Of 2016 America, she said: “It’s not the America I grew up in.”

— Lindsey Hodges

Calvin Sims’s mind was made up the day Donald Trump announced he was running for president; he decided he would vote for the Democratic candidate who opposed him.

To Sims, who spends his days on Main Street working for a photography company and taking breaks to smoke and wave at cars passing by, it didn’t matter who else was running. When he sees Trump, he automatically sees someone who is volatile.

“Trump don’t need to be no president because that man’s mind is not stable,” Sims said. “He’s worse than a firecracker; he might explode at any minute. I think he needs psychiatric help. He’s all about him, he’s not about anybody else.”

Sims doesn’t keep up much with the election. He didn’t watch the debates; he doesn’t ingest news on TV or print. He doesn’t have a smartphone, using a cordless phone to make calls. There isn’t a newspaper or magazine on him, just a few pens and a half-empty cigarette pack in his front shirt pocket.

“When it comes to TV, if there’s a football game on, I’m watching football. If there’s a baseball game on,  I’m watching baseball,” he said. “When it’s time to vote, I’m going to make my vote and that’s it. But I’m not voting for Trump. No way.”

Meanwhile, less than a block away, Landis Powers sat on a similar bench smoking a cigarette and explained why he leans toward Trump.

“Trump means what he says, he’s not writing a check with his mouth his ass can’t cash, and he plans to deliver on that and put people back to work and give people a sense of ownership,” he said.

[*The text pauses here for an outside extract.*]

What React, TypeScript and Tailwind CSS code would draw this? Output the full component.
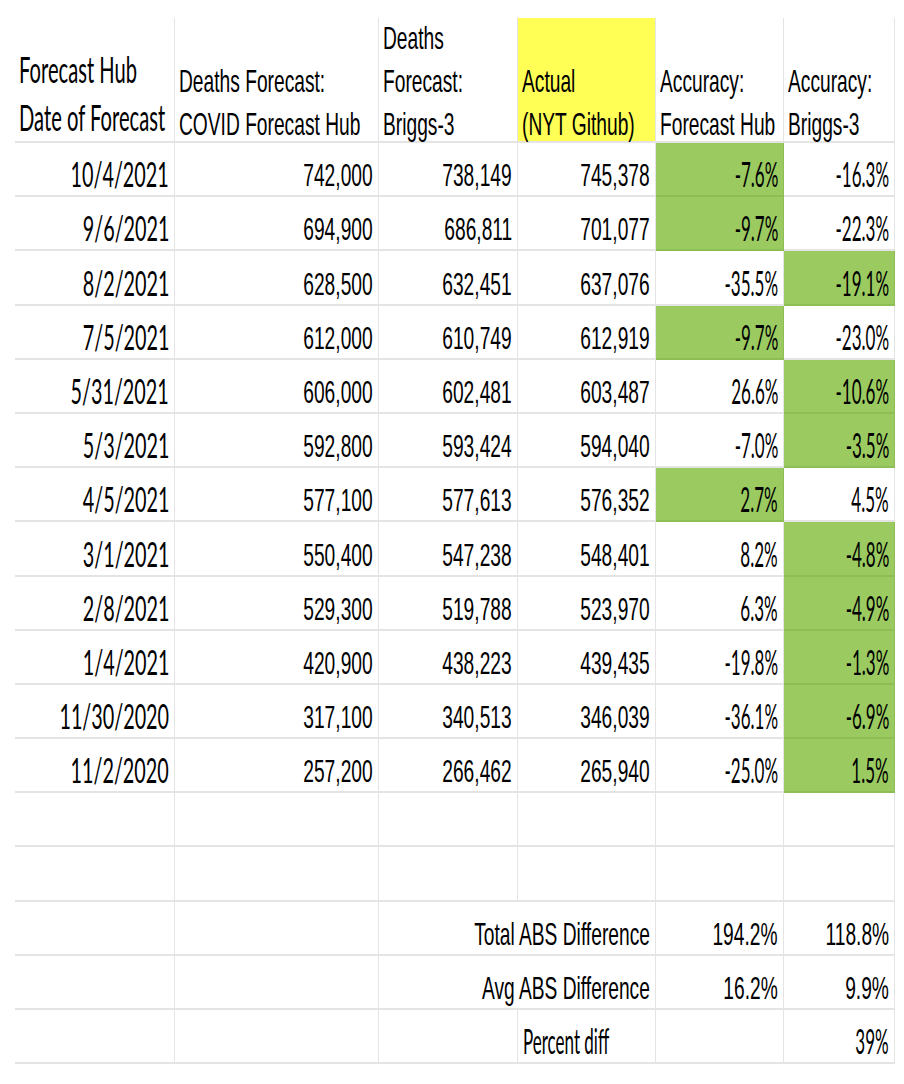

Powers, a 60-year-old, Charleston-based hairdresser, was passing through town on his way back from a camping trip. While they hold opposing political views, he does share one commonality with Sims.

Powers has stayed off social media for the election, declining to post on Facebook. He has watched the debates “as little as possible.”

“It is a circus,” he said. “I turned the first debate on when I was packing for my trip and after 10 minutes I had to turn it off because the negativity and the stress level that was coming off the television was more than I could bear.”